The C standards people were in fact unable to create a new form of C
with sensible semantics. But in their "fear and shame" they were
reassured that they could pose as "scientific ascetics" who wouldn't
have to define how C actually works. They wouldn't have to forbid left
to right, random, or right to left evaluation of procedure parameters.
Thinking is after all "unscientific", especially in corporations,
since it might be disruptive.
Unfortunately, this doesn't help working programmers at all to
understand how C works, and Schildt was rectifying this by giving a
concrete example of how C would work. Because Seebach had NO computer
science education, and little math, he did not realize that in CS as
in a math class, concrete examples have to be used.
Furthermore, the "heap" is just not a DOS term. Seebs' statement was
factually inaccurate and highly misleading and much worse than
anything in Schildt.
Are you using the term "atomic semaphores" to mean something different
from semaphores as proposed by Dijkstra and discussed in textbooks on
operating systems?
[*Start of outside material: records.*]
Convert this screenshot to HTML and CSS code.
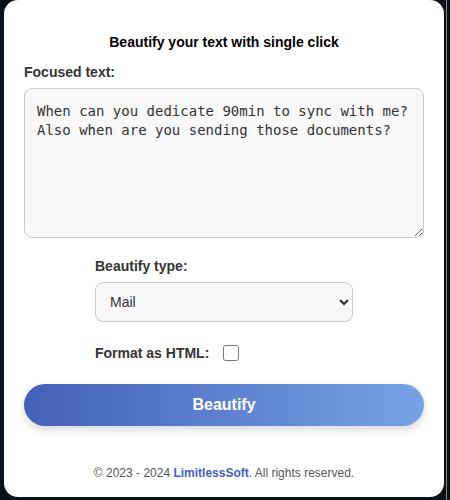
FILE: index.html
```html
<!DOCTYPE html>
<html>
<head>
<meta charset="utf-8">
<link rel="stylesheet" href="styles.css">
</head>
<body>
<div class="card">
  <h1 class="title">Beautify your text with single click</h1>
  <label class="label" for="src">Focused text:</label>
  <textarea id="src" class="textarea">When can you dedicate 90min to sync with me?
Also when are you sending those documents?</textarea>
  <div class="options">
    <label class="label" for="type">Beautify type:</label>
    <select id="type" class="select"><option>Mail</option></select>
    <div class="check-row">
      <label class="label" for="html">Format as HTML:</label>
      <input id="html" type="checkbox" class="checkbox">
    </div>
  </div>
  <button class="btn">Beautify</button>
  <p class="footer">© 2023 - 2024 <a class="link">LimitlessSoft</a>. All rights reserved.</p>
</div>
</body>
</html>
```
FILE: styles.css
```css
html, body { margin: 0; padding: 0; }
body {
  background: linear-gradient(90deg, #0d1117 0, #0d1117 446px, #8c8a78 446px, #8c8a78 447px, #0d1117 447px);
  font-family: "Liberation Sans", Arial, sans-serif;
  width: 450px;
  height: 500px;
  overflow: hidden;
}
.card {
  box-sizing: border-box;
  margin-left: 4px;
  width: 440px;
  height: 497px;
  background: #fff;
  border-radius: 14px;
  padding: 34px 20px 0 20px;
  display: flex;
  flex-direction: column;
}
.title {
  margin: 0;
  font-size: 14px;
  font-weight: bold;
  color: #000;
  text-align: center;
  line-height: 16px;
}
.label {
  font-size: 14px;
  font-weight: bold;
  color: #333;
  line-height: 16px;
}
.card > .label { margin-top: 14px; }
.textarea {
  box-sizing: border-box;
  margin-top: 8px;
  width: 400px;
  height: 150px;
  border: 1px solid #ccc;
  border-radius: 8px;
  background: #f8f8f8;
  padding: 13px 12px;
  font-family: "DejaVu Sans Mono", monospace;
  font-size: 14px;
  line-height: 19px;
  color: #333;
  resize: vertical;
}
.options {
  align-self: center;
  width: 258px;
  display: flex;
  flex-direction: column;
  margin-top: 20px;
}
.select {
  box-sizing: border-box;
  margin-top: 8px;
  width: 258px;
  height: 40px;
  border: 1px solid #ccc;
  border-radius: 8px;
  background: #f8f8f8;
  padding: 0 10px;
  font-family: "Liberation Sans", Arial, sans-serif;
  font-size: 14px;
  color: #333;
}
.check-row {
  display: flex;
  align-items: center;
  margin-top: 23px;
  gap: 14px;
}
.checkbox {
  margin: 0;
  width: 16px;
  height: 16px;
}
.btn {
  margin-top: 23px;
  height: 42px;
  width: 400px;
  border: none;
  border-radius: 21px;
  background: linear-gradient(90deg, #4361b8, #78a1e6);
  color: #fff;
  font-family: "Liberation Sans", Arial, sans-serif;
  font-size: 16px;
  font-weight: bold;
  box-shadow: 0 4px 8px rgba(0,0,0,0.15);
}
.footer {
  margin: 40px 0 0;
  text-align: center;
  font-size: 12px;
  color: #555;
  line-height: 14px;
}
.link {
  color: #3f5fc0;
  font-weight: bold;
}
```
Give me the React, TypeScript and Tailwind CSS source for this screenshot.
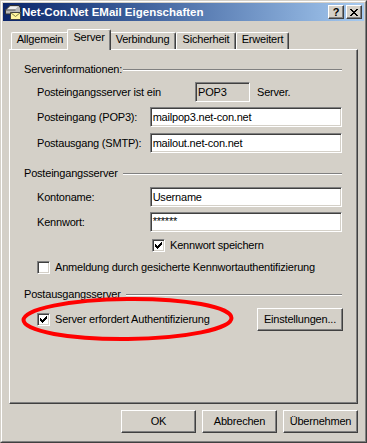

Just curious.
I'm also curious about why an operating system has to implement
semaphores, as opposed to some other synchronization mechanism --
or perhaps you're using "semaphores" here in a rather generic
sense that would include equivalent mechanisms such as monitors
(as proposed by Hoare and Brinch Hansen)?
This is not an area of my expertise. However, I would not say that
Windows and Linux are wildly divergent at the computer scientific
level. Just as we've seen that SOME form of stack is implied by
function call, some form of semaphore lock is needed when multiple
processes are accessing memory.
The idea that "there might be wildly divergent forms of science" is
basically the sort of break room fantasies that half- and un- educated
programmers are fond of.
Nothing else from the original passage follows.